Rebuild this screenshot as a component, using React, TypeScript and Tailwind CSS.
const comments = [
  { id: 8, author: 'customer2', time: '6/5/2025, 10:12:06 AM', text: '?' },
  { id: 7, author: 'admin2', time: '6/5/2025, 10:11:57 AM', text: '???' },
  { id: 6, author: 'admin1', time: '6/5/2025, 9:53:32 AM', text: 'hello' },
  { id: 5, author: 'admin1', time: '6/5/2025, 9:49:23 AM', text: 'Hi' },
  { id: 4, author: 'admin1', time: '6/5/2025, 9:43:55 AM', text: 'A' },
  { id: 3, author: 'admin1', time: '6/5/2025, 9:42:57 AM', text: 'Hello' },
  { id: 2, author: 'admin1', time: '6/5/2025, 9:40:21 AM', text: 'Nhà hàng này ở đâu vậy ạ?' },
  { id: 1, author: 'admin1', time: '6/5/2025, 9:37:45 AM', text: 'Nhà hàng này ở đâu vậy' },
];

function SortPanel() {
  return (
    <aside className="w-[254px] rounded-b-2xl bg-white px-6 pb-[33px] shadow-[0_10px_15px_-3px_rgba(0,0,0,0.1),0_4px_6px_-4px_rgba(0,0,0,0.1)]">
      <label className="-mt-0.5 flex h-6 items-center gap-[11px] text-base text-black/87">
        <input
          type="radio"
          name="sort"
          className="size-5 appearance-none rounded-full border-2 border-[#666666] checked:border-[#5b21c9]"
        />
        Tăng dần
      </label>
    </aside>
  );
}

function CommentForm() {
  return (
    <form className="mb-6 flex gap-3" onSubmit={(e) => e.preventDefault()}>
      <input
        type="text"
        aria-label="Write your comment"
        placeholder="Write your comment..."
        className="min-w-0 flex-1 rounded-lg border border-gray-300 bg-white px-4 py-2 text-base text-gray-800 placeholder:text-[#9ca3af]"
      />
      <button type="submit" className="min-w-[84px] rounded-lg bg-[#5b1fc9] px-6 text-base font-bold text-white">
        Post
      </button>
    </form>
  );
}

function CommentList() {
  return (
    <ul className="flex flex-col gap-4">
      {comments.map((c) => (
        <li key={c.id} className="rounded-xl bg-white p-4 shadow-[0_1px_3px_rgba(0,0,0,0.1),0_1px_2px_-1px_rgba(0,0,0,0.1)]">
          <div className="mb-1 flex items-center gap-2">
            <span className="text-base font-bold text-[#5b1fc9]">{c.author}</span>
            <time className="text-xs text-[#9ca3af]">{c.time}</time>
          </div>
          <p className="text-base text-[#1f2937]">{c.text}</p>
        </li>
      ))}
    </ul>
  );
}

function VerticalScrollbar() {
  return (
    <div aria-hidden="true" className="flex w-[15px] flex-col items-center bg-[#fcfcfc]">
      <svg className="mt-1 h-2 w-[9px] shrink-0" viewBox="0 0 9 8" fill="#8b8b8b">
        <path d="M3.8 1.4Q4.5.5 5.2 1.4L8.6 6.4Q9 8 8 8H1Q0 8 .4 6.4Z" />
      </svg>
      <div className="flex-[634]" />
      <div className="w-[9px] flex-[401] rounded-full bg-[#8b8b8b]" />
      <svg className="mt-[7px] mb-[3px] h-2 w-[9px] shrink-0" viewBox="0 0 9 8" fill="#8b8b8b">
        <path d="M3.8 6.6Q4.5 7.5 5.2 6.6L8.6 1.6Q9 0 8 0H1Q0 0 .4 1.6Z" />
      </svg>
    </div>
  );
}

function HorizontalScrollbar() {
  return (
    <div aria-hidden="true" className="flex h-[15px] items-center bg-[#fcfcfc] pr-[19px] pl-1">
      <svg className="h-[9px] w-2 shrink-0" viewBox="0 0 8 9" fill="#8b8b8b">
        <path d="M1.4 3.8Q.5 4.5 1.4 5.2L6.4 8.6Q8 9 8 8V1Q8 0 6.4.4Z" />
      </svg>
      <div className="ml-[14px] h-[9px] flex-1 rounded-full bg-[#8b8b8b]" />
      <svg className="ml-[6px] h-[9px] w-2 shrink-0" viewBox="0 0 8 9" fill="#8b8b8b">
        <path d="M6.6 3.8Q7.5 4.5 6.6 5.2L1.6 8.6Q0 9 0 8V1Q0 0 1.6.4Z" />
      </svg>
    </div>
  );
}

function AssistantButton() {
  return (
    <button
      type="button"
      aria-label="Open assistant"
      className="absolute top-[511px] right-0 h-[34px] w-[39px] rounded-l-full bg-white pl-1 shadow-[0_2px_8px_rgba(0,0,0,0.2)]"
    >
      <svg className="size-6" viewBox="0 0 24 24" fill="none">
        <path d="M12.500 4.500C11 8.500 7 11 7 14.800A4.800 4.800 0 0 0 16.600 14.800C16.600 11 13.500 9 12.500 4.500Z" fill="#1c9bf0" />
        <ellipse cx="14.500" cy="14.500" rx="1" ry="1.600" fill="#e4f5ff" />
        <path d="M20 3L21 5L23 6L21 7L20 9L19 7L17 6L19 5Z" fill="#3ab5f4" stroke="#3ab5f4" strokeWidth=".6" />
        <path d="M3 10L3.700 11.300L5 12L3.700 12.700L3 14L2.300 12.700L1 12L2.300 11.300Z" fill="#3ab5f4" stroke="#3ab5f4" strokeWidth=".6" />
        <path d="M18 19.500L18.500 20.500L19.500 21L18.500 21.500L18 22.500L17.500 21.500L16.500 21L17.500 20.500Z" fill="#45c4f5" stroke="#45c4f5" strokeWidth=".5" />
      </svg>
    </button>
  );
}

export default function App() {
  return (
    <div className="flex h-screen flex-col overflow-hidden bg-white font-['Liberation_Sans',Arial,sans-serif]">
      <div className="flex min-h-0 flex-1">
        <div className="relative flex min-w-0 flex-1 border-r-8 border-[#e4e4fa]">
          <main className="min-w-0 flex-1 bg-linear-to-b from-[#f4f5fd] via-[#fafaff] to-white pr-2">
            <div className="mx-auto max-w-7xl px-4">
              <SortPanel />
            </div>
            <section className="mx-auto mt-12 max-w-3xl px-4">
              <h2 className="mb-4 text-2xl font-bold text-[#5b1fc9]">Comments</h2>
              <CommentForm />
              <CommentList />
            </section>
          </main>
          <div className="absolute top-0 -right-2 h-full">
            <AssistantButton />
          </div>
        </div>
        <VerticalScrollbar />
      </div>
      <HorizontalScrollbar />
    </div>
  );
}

========================================

- **EXERCISE GOAL**:
Retype the material in full, character for character.

- **EXERCISE RESULT**:
Rebuild this screenshot as a component, using React, TypeScript and Tailwind CSS.
const comments = [
  { id: 8, author: 'customer2', time: '6/5/2025, 10:12:06 AM', text: '?' },
  { id: 7, author: 'admin2', time: '6/5/2025, 10:11:57 AM', text: '???' },
  { id: 6, author: 'admin1', time: '6/5/2025, 9:53:32 AM', text: 'hello' },
  { id: 5, author: 'admin1', time: '6/5/2025, 9:49:23 AM', text: 'Hi' },
  { id: 4, author: 'admin1', time: '6/5/2025, 9:43:55 AM', text: 'A' },
  { id: 3, author: 'admin1', time: '6/5/2025, 9:42:57 AM', text: 'Hello' },
  { id: 2, author: 'admin1', time: '6/5/2025, 9:40:21 AM', text: 'Nhà hàng này ở đâu vậy ạ?' },
  { id: 1, author: 'admin1', time: '6/5/2025, 9:37:45 AM', text: 'Nhà hàng này ở đâu vậy' },
];

function SortPanel() {
  return (
    <aside className="w-[254px] rounded-b-2xl bg-white px-6 pb-[33px] shadow-[0_10px_15px_-3px_rgba(0,0,0,0.1),0_4px_6px_-4px_rgba(0,0,0,0.1)]">
      <label className="-mt-0.5 flex h-6 items-center gap-[11px] text-base text-black/87">
        <input
          type="radio"
          name="sort"
          className="size-5 appearance-none rounded-full border-2 border-[#666666] checked:border-[#5b21c9]"
        />
        Tăng dần
      </label>
    </aside>
  );
}

function CommentForm() {
  return (
    <form className="mb-6 flex gap-3" onSubmit={(e) => e.preventDefault()}>
      <input
        type="text"
        aria-label="Write your comment"
        placeholder="Write your comment..."
        className="min-w-0 flex-1 rounded-lg border border-gray-300 bg-white px-4 py-2 text-base text-gray-800 placeholder:text-[#9ca3af]"
      />
      <button type="submit" className="min-w-[84px] rounded-lg bg-[#5b1fc9] px-6 text-base font-bold text-white">
        Post
      </button>
    </form>
  );
}

function CommentList() {
  return (
    <ul className="flex flex-col gap-4">
      {comments.map((c) => (
        <li key={c.id} className="rounded-xl bg-white p-4 shadow-[0_1px_3px_rgba(0,0,0,0.1),0_1px_2px_-1px_rgba(0,0,0,0.1)]">
          <div className="mb-1 flex items-center gap-2">
            <span className="text-base font-bold text-[#5b1fc9]">{c.author}</span>
            <time className="text-xs text-[#9ca3af]">{c.time}</time>
          </div>
          <p className="text-base text-[#1f2937]">{c.text}</p>
        </li>
      ))}
    </ul>
  );
}

function VerticalScrollbar() {
  return (
    <div aria-hidden="true" className="flex w-[15px] flex-col items-center bg-[#fcfcfc]">
      <svg className="mt-1 h-2 w-[9px] shrink-0" viewBox="0 0 9 8" fill="#8b8b8b">
        <path d="M3.8 1.4Q4.5.5 5.2 1.4L8.6 6.4Q9 8 8 8H1Q0 8 .4 6.4Z" />
      </svg>
      <div className="flex-[634]" />
      <div className="w-[9px] flex-[401] rounded-full bg-[#8b8b8b]" />
      <svg className="mt-[7px] mb-[3px] h-2 w-[9px] shrink-0" viewBox="0 0 9 8" fill="#8b8b8b">
        <path d="M3.8 6.6Q4.5 7.5 5.2 6.6L8.6 1.6Q9 0 8 0H1Q0 0 .4 1.6Z" />
      </svg>
    </div>
  );
}

function HorizontalScrollbar() {
  return (
    <div aria-hidden="true" className="flex h-[15px] items-center bg-[#fcfcfc] pr-[19px] pl-1">
      <svg className="h-[9px] w-2 shrink-0" viewBox="0 0 8 9" fill="#8b8b8b">
        <path d="M1.4 3.8Q.5 4.5 1.4 5.2L6.4 8.6Q8 9 8 8V1Q8 0 6.4.4Z" />
      </svg>
      <div className="ml-[14px] h-[9px] flex-1 rounded-full bg-[#8b8b8b]" />
      <svg className="ml-[6px] h-[9px] w-2 shrink-0" viewBox="0 0 8 9" fill="#8b8b8b">
        <path d="M6.6 3.8Q7.5 4.5 6.6 5.2L1.6 8.6Q0 9 0 8V1Q0 0 1.6.4Z" />
      </svg>
    </div>
  );
}

function AssistantButton() {
  return (
    <button
      type="button"
      aria-label="Open assistant"
      className="absolute top-[511px] right-0 h-[34px] w-[39px] rounded-l-full bg-white pl-1 shadow-[0_2px_8px_rgba(0,0,0,0.2)]"
    >
      <svg className="size-6" viewBox="0 0 24 24" fill="none">
        <path d="M12.500 4.500C11 8.500 7 11 7 14.800A4.800 4.800 0 0 0 16.600 14.800C16.600 11 13.500 9 12.500 4.500Z" fill="#1c9bf0" />
        <ellipse cx="14.500" cy="14.500" rx="1" ry="1.600" fill="#e4f5ff" />
        <path d="M20 3L21 5L23 6L21 7L20 9L19 7L17 6L19 5Z" fill="#3ab5f4" stroke="#3ab5f4" strokeWidth=".6" />
        <path d="M3 10L3.700 11.300L5 12L3.700 12.700L3 14L2.300 12.700L1 12L2.300 11.300Z" fill="#3ab5f4" stroke="#3ab5f4" strokeWidth=".6" />
        <path d="M18 19.500L18.500 20.500L19.500 21L18.500 21.500L18 22.500L17.500 21.500L16.500 21L17.500 20.500Z" fill="#45c4f5" stroke="#45c4f5" strokeWidth=".5" />
      </svg>
    </button>
  );
}

export default function App() {
  return (
    <div className="flex h-screen flex-col overflow-hidden bg-white font-['Liberation_Sans',Arial,sans-serif]">
      <div className="flex min-h-0 flex-1">
        <div className="relative flex min-w-0 flex-1 border-r-8 border-[#e4e4fa]">
          <main className="min-w-0 flex-1 bg-linear-to-b from-[#f4f5fd] via-[#fafaff] to-white pr-2">
            <div className="mx-auto max-w-7xl px-4">
              <SortPanel />
            </div>
            <section className="mx-auto mt-12 max-w-3xl px-4">
              <h2 className="mb-4 text-2xl font-bold text-[#5b1fc9]">Comments</h2>
              <CommentForm />
              <CommentList />
            </section>
          </main>
          <div className="absolute top-0 -right-2 h-full">
            <AssistantButton />
          </div>
        </div>
        <VerticalScrollbar />
      </div>
      <HorizontalScrollbar />
    </div>
  );
}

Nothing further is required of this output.